§ **Exercise prompt**: Copy the data below exactly, omitting any picture it contains.

------------------------------------------------------------

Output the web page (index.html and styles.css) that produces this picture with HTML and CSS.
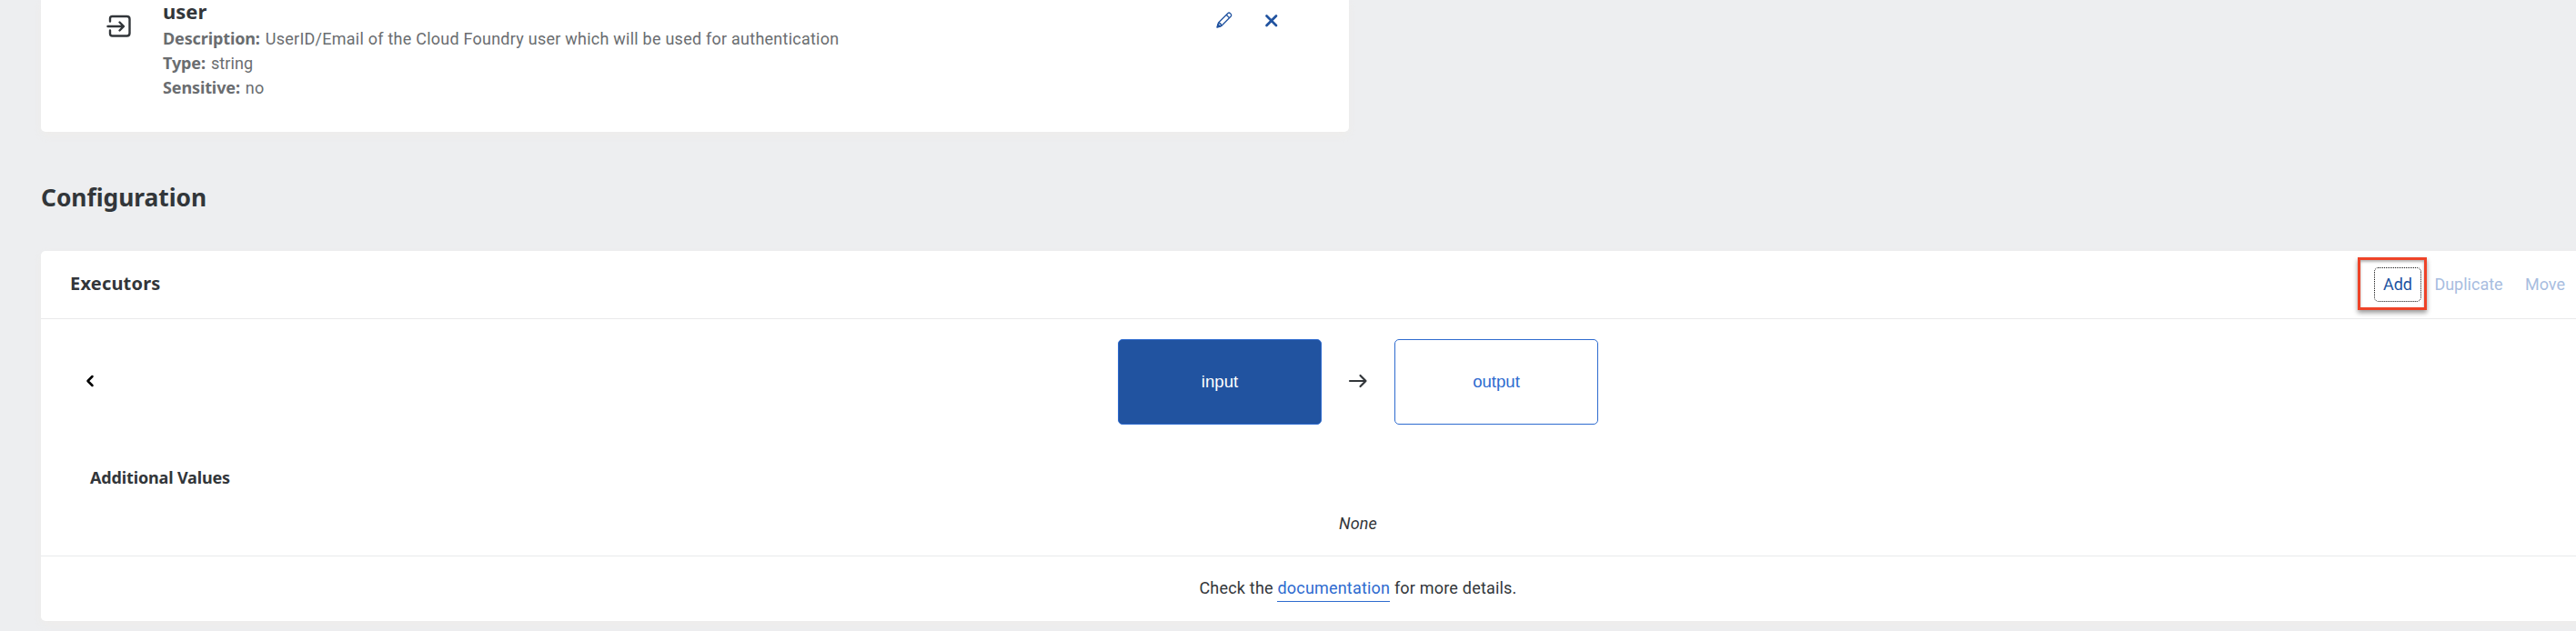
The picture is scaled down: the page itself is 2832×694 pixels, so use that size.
FILE: index.html
```html
<!DOCTYPE html>
<html lang="en">
<head>
<meta charset="utf-8">
<title>Configuration</title>
<link rel="stylesheet" href="styles.css">
</head>
<body>
<section class="card input-card">
  <svg class="input-icon" width="28" height="26" viewBox="0 0 28 26"><path d="M4 7.500V4.500Q4 2 6.500 2H22.500Q25.500 2 25.500 5V20.500Q25.500 23.500 22.500 23.500H6.500Q4 23.500 4 21V17.500M1.500 13H18.500M14.500 8.500L19 13L14.500 17.500"/></svg>
  <div class="details">
    <h3 class="name">user</h3>
    <p class="line"><b class="k-desc">Description:</b><span class="v-desc">UserID/Email of the Cloud Foundry user which will be used for authentication</span></p>
    <p class="line"><b>Type:</b><span class="value">string</span></p>
    <p class="line"><b>Sensitive:</b><span class="value">no</span></p>
  </div>
  <div class="actions">
    <svg width="20" height="20" viewBox="0 0 20 20" class="pencil"><path d="M2.500 17.500L3.500 13L14 2.500Q15.200 1.500 16.500 2.700L17.200 3.400Q18.300 4.700 17.200 6L6.800 16.500ZM12.300 4.300L15.400 7.600M3.500 13Q6.500 13.500 6.800 16.500"/><path class="tip" d="M2 18L2.900 14.600L5.500 17.100Z"/></svg>
    <svg width="16" height="16" viewBox="0 0 16 16" class="cross"><path d="M2.500 2.500L13 13M13 2.500L2.500 13"/></svg>
  </div>
</section>

<h2 class="section-title">Configuration</h2>

<section class="card executors">
  <header class="bar">
    <h3 class="bar-title">Executors</h3>
    <div class="buttons">
      <button class="btn add">Add<span class="highlight"></span></button>
      <button class="btn disabled duplicate">Duplicate</button>
      <button class="btn disabled move">Move</button>
    </div>
  </header>
  <div class="flow">
    <svg class="chevron" width="10" height="14" viewBox="0 0 10 14"><path d="M7.500 2L2.500 7L7.500 12"/></svg>
    <div class="node active">input</div>
    <svg class="arrow" width="22" height="16" viewBox="0 0 22 16"><path d="M2 8H19.500M13.500 2L19.500 8L13.500 14"/></svg>
    <div class="node">output</div>
  </div>
  <div class="values">
    <h4 class="values-title">Additional Values</h4>
    <p class="none">None</p>
  </div>
  <footer class="foot"><p>Check the <a class="link" href="#">documentation</a> for more details.</p></footer>
</section>
</body>
</html>
```
FILE: styles.css
```css
* { box-sizing: border-box; }
html { overflow: hidden; }
body {
  margin: 0;
  height: 694px;
  padding-left: 45px;
  overflow: hidden;
  background: #edeef0;
  color: #32363a;
  font: 18px Roboto, sans-serif;
}
h2, h3, h4, p { margin: 0; }
h2, h3, h4, b { font-family: "Noto Sans", sans-serif; font-weight: 700; }
svg { display: block; flex: none; fill: none; stroke-linecap: round; stroke-linejoin: round; }
.card { background: #fff; border-radius: 5px; box-shadow: 0 4px 8px rgba(240, 236, 228, .4); }

.input-card {
  display: flex;
  width: 1438px;
  height: 145px;
  padding: 0 77px 0 72px;
  border-radius: 0 0 5px 5px;
}
.input-icon { margin-top: 16px; stroke: #32363a; stroke-width: 2.4; }
.details { flex: 1; margin-left: 34px; }
.name { height: 29px; font-size: 22px; line-height: 25px; }
.line { display: flex; align-items: baseline; gap: 6px; height: 27px; line-height: 27px; color: #6a6d70; }
.line b { letter-spacing: -.12px; }
.value { letter-spacing: .1px; }
.v-desc { letter-spacing: .24px; }
.actions { display: flex; gap: 34px; color: #2153a0; }
.pencil { margin-top: 12px; stroke: #2153a0; stroke-width: 1.3; }
.tip { fill: #2153a0; }
.cross { margin-top: 15px; stroke: #2153a0; stroke-width: 2.7; }

.section-title { height: 131px; padding-top: 52px; font-size: 26.4px; letter-spacing: -.04px; line-height: 40px; }

.executors { width: 2896px; height: 407px; }
.bar {
  display: flex;
  justify-content: space-between;
  align-items: center;
  height: 75px;
  padding: 0 121px 0 32px;
  border-bottom: 1px solid #e9eaeb;
}
.bar-title { padding-bottom: 4px; font-size: 20px; letter-spacing: .2px; }
.buttons { display: flex; align-items: center; gap: 14px; }
.btn {
  position: relative;
  height: 38px;
  padding: 0;
  border: 0;
  background: none;
  color: #2153a0;
  font: 18px/38px Roboto, sans-serif;
}
.add { width: 52px; border: 1px dotted #111; border-radius: 5px; line-height: 36px; }
.duplicate { width: 76px; }
.move { width: 44px; margin-left: 10px; }
.disabled { color: #a8bddf; }
.highlight {
  position: absolute;
  inset: -12px -7px -10px -19px;
  border: 3px solid #ee4328;
  box-shadow: 0 3px 5px rgba(0, 0, 0, .4), inset 0 2px 3px rgba(0, 0, 0, .3);
}

.flow { display: grid; grid-template-columns: 1fr 224px 80px 224px 1fr; align-items: center; height: 138px; }
.chevron { margin-left: 49px; margin-top: -3px; stroke: #000; stroke-width: 2.5; }
.node {
  height: 94px;
  border: 1px solid #2e6bcf;
  border-radius: 5px;
  color: #2e6bcf;
  font: 18.6px/92px "Liberation Sans", Arial, sans-serif;
  text-align: center;
}
.active { background: #2153a0; color: #fff; }
.arrow { justify-self: center; margin-top: -3px; stroke: #32363a; stroke-width: 2.2; }

.values { height: 123px; padding-top: 23px; border-bottom: 1px solid #e9eaeb; }
.values-title { padding-left: 54px; height: 50px; line-height: 27px; letter-spacing: -.15px; font-size: 18px; }
.none { line-height: 27px; text-align: center; font-style: italic; letter-spacing: .15px; }
.foot { display: flex; align-items: center; justify-content: center; height: 69px; letter-spacing: .2px; }
.link { padding-bottom: 4px; border-bottom: 1px solid #2e6bcf; color: #2e6bcf; text-decoration: none; }
```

------------------------------------------------------------

§ **Finished answer**:
Output the web page (index.html and styles.css) that produces this picture with HTML and CSS.
The picture is scaled down: the page itself is 2832×694 pixels, so use that size.
FILE: index.html
```html
<!DOCTYPE html>
<html lang="en">
<head>
<meta charset="utf-8">
<title>Configuration</title>
<link rel="stylesheet" href="styles.css">
</head>
<body>
<section class="card input-card">
  <svg class="input-icon" width="28" height="26" viewBox="0 0 28 26"><path d="M4 7.500V4.500Q4 2 6.500 2H22.500Q25.500 2 25.500 5V20.500Q25.500 23.500 22.500 23.500H6.500Q4 23.500 4 21V17.500M1.500 13H18.500M14.500 8.500L19 13L14.500 17.500"/></svg>
  <div class="details">
    <h3 class="name">user</h3>
    <p class="line"><b class="k-desc">Description:</b><span class="v-desc">UserID/Email of the Cloud Foundry user which will be used for authentication</span></p>
    <p class="line"><b>Type:</b><span class="value">string</span></p>
    <p class="line"><b>Sensitive:</b><span class="value">no</span></p>
  </div>
  <div class="actions">
    <svg width="20" height="20" viewBox="0 0 20 20" class="pencil"><path d="M2.500 17.500L3.500 13L14 2.500Q15.200 1.500 16.500 2.700L17.200 3.400Q18.300 4.700 17.200 6L6.800 16.500ZM12.300 4.300L15.400 7.600M3.500 13Q6.500 13.500 6.800 16.500"/><path class="tip" d="M2 18L2.900 14.600L5.500 17.100Z"/></svg>
    <svg width="16" height="16" viewBox="0 0 16 16" class="cross"><path d="M2.500 2.500L13 13M13 2.500L2.500 13"/></svg>
  </div>
</section>

<h2 class="section-title">Configuration</h2>

<section class="card executors">
  <header class="bar">
    <h3 class="bar-title">Executors</h3>
    <div class="buttons">
      <button class="btn add">Add<span class="highlight"></span></button>
      <button class="btn disabled duplicate">Duplicate</button>
      <button class="btn disabled move">Move</button>
    </div>
  </header>
  <div class="flow">
    <svg class="chevron" width="10" height="14" viewBox="0 0 10 14"><path d="M7.500 2L2.500 7L7.500 12"/></svg>
    <div class="node active">input</div>
    <svg class="arrow" width="22" height="16" viewBox="0 0 22 16"><path d="M2 8H19.500M13.500 2L19.500 8L13.500 14"/></svg>
    <div class="node">output</div>
  </div>
  <div class="values">
    <h4 class="values-title">Additional Values</h4>
    <p class="none">None</p>
  </div>
  <footer class="foot"><p>Check the <a class="link" href="#">documentation</a> for more details.</p></footer>
</section>
</body>
</html>
```
FILE: styles.css
```css
* { box-sizing: border-box; }
html { overflow: hidden; }
body {
  margin: 0;
  height: 694px;
  padding-left: 45px;
  overflow: hidden;
  background: #edeef0;
  color: #32363a;
  font: 18px Roboto, sans-serif;
}
h2, h3, h4, p { margin: 0; }
h2, h3, h4, b { font-family: "Noto Sans", sans-serif; font-weight: 700; }
svg { display: block; flex: none; fill: none; stroke-linecap: round; stroke-linejoin: round; }
.card { background: #fff; border-radius: 5px; box-shadow: 0 4px 8px rgba(240, 236, 228, .4); }

.input-card {
  display: flex;
  width: 1438px;
  height: 145px;
  padding: 0 77px 0 72px;
  border-radius: 0 0 5px 5px;
}
.input-icon { margin-top: 16px; stroke: #32363a; stroke-width: 2.4; }
.details { flex: 1; margin-left: 34px; }
.name { height: 29px; font-size: 22px; line-height: 25px; }
.line { display: flex; align-items: baseline; gap: 6px; height: 27px; line-height: 27px; color: #6a6d70; }
.line b { letter-spacing: -.12px; }
.value { letter-spacing: .1px; }
.v-desc { letter-spacing: .24px; }
.actions { display: flex; gap: 34px; color: #2153a0; }
.pencil { margin-top: 12px; stroke: #2153a0; stroke-width: 1.3; }
.tip { fill: #2153a0; }
.cross { margin-top: 15px; stroke: #2153a0; stroke-width: 2.7; }

.section-title { height: 131px; padding-top: 52px; font-size: 26.4px; letter-spacing: -.04px; line-height: 40px; }

.executors { width: 2896px; height: 407px; }
.bar {
  display: flex;
  justify-content: space-between;
  align-items: center;
  height: 75px;
  padding: 0 121px 0 32px;
  border-bottom: 1px solid #e9eaeb;
}
.bar-title { padding-bottom: 4px; font-size: 20px; letter-spacing: .2px; }
.buttons { display: flex; align-items: center; gap: 14px; }
.btn {
  position: relative;
  height: 38px;
  padding: 0;
  border: 0;
  background: none;
  color: #2153a0;
  font: 18px/38px Roboto, sans-serif;
}
.add { width: 52px; border: 1px dotted #111; border-radius: 5px; line-height: 36px; }
.duplicate { width: 76px; }
.move { width: 44px; margin-left: 10px; }
.disabled { color: #a8bddf; }
.highlight {
  position: absolute;
  inset: -12px -7px -10px -19px;
  border: 3px solid #ee4328;
  box-shadow: 0 3px 5px rgba(0, 0, 0, .4), inset 0 2px 3px rgba(0, 0, 0, .3);
}

.flow { display: grid; grid-template-columns: 1fr 224px 80px 224px 1fr; align-items: center; height: 138px; }
.chevron { margin-left: 49px; margin-top: -3px; stroke: #000; stroke-width: 2.5; }
.node {
  height: 94px;
  border: 1px solid #2e6bcf;
  border-radius: 5px;
  color: #2e6bcf;
  font: 18.6px/92px "Liberation Sans", Arial, sans-serif;
  text-align: center;
}
.active { background: #2153a0; color: #fff; }
.arrow { justify-self: center; margin-top: -3px; stroke: #32363a; stroke-width: 2.2; }

.values { height: 123px; padding-top: 23px; border-bottom: 1px solid #e9eaeb; }
.values-title { padding-left: 54px; height: 50px; line-height: 27px; letter-spacing: -.15px; font-size: 18px; }
.none { line-height: 27px; text-align: center; font-style: italic; letter-spacing: .15px; }
.foot { display: flex; align-items: center; justify-content: center; height: 69px; letter-spacing: .2px; }
.link { padding-bottom: 4px; border-bottom: 1px solid #2e6bcf; color: #2e6bcf; text-decoration: none; }
```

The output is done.